┌──

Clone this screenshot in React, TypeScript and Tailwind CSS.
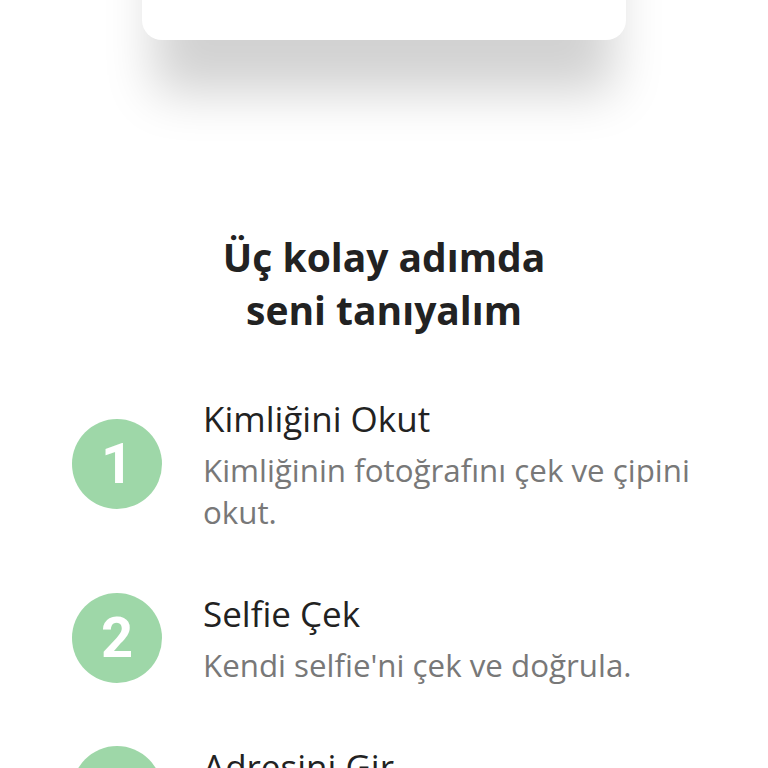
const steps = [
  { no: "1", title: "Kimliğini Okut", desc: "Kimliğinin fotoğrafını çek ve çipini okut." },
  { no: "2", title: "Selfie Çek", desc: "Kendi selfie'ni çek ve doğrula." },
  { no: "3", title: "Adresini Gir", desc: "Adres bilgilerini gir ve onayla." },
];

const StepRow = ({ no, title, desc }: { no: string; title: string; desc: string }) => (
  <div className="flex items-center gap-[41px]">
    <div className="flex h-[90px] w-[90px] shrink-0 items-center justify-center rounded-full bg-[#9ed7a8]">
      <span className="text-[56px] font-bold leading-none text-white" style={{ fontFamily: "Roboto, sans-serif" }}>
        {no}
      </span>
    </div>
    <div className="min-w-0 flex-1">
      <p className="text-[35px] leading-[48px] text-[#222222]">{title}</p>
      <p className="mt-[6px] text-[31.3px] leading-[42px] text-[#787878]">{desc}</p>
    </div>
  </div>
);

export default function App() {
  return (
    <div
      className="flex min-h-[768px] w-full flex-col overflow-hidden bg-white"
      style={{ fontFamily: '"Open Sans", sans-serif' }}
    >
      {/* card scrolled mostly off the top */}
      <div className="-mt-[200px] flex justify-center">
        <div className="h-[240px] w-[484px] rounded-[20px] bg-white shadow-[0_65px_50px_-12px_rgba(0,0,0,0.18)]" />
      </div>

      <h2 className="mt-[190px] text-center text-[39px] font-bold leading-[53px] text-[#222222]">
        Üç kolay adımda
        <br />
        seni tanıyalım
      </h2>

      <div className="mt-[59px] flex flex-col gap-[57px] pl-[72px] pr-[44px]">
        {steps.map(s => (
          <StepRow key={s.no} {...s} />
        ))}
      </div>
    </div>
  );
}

└──

* **Problem statement**
Transcribe the whole listing, character for character, but not its images.

* **Answer to the problem**
Clone this screenshot in React, TypeScript and Tailwind CSS.
const steps = [
  { no: "1", title: "Kimliğini Okut", desc: "Kimliğinin fotoğrafını çek ve çipini okut." },
  { no: "2", title: "Selfie Çek", desc: "Kendi selfie'ni çek ve doğrula." },
  { no: "3", title: "Adresini Gir", desc: "Adres bilgilerini gir ve onayla." },
];

const StepRow = ({ no, title, desc }: { no: string; title: string; desc: string }) => (
  <div className="flex items-center gap-[41px]">
    <div className="flex h-[90px] w-[90px] shrink-0 items-center justify-center rounded-full bg-[#9ed7a8]">
      <span className="text-[56px] font-bold leading-none text-white" style={{ fontFamily: "Roboto, sans-serif" }}>
        {no}
      </span>
    </div>
    <div className="min-w-0 flex-1">
      <p className="text-[35px] leading-[48px] text-[#222222]">{title}</p>
      <p className="mt-[6px] text-[31.3px] leading-[42px] text-[#787878]">{desc}</p>
    </div>
  </div>
);

export default function App() {
  return (
    <div
      className="flex min-h-[768px] w-full flex-col overflow-hidden bg-white"
      style={{ fontFamily: '"Open Sans", sans-serif' }}
    >
      {/* card scrolled mostly off the top */}
      <div className="-mt-[200px] flex justify-center">
        <div className="h-[240px] w-[484px] rounded-[20px] bg-white shadow-[0_65px_50px_-12px_rgba(0,0,0,0.18)]" />
      </div>

      <h2 className="mt-[190px] text-center text-[39px] font-bold leading-[53px] text-[#222222]">
        Üç kolay adımda
        <br />
        seni tanıyalım
      </h2>

      <div className="mt-[59px] flex flex-col gap-[57px] pl-[72px] pr-[44px]">
        {steps.map(s => (
          <StepRow key={s.no} {...s} />
        ))}
      </div>
    </div>
  );
}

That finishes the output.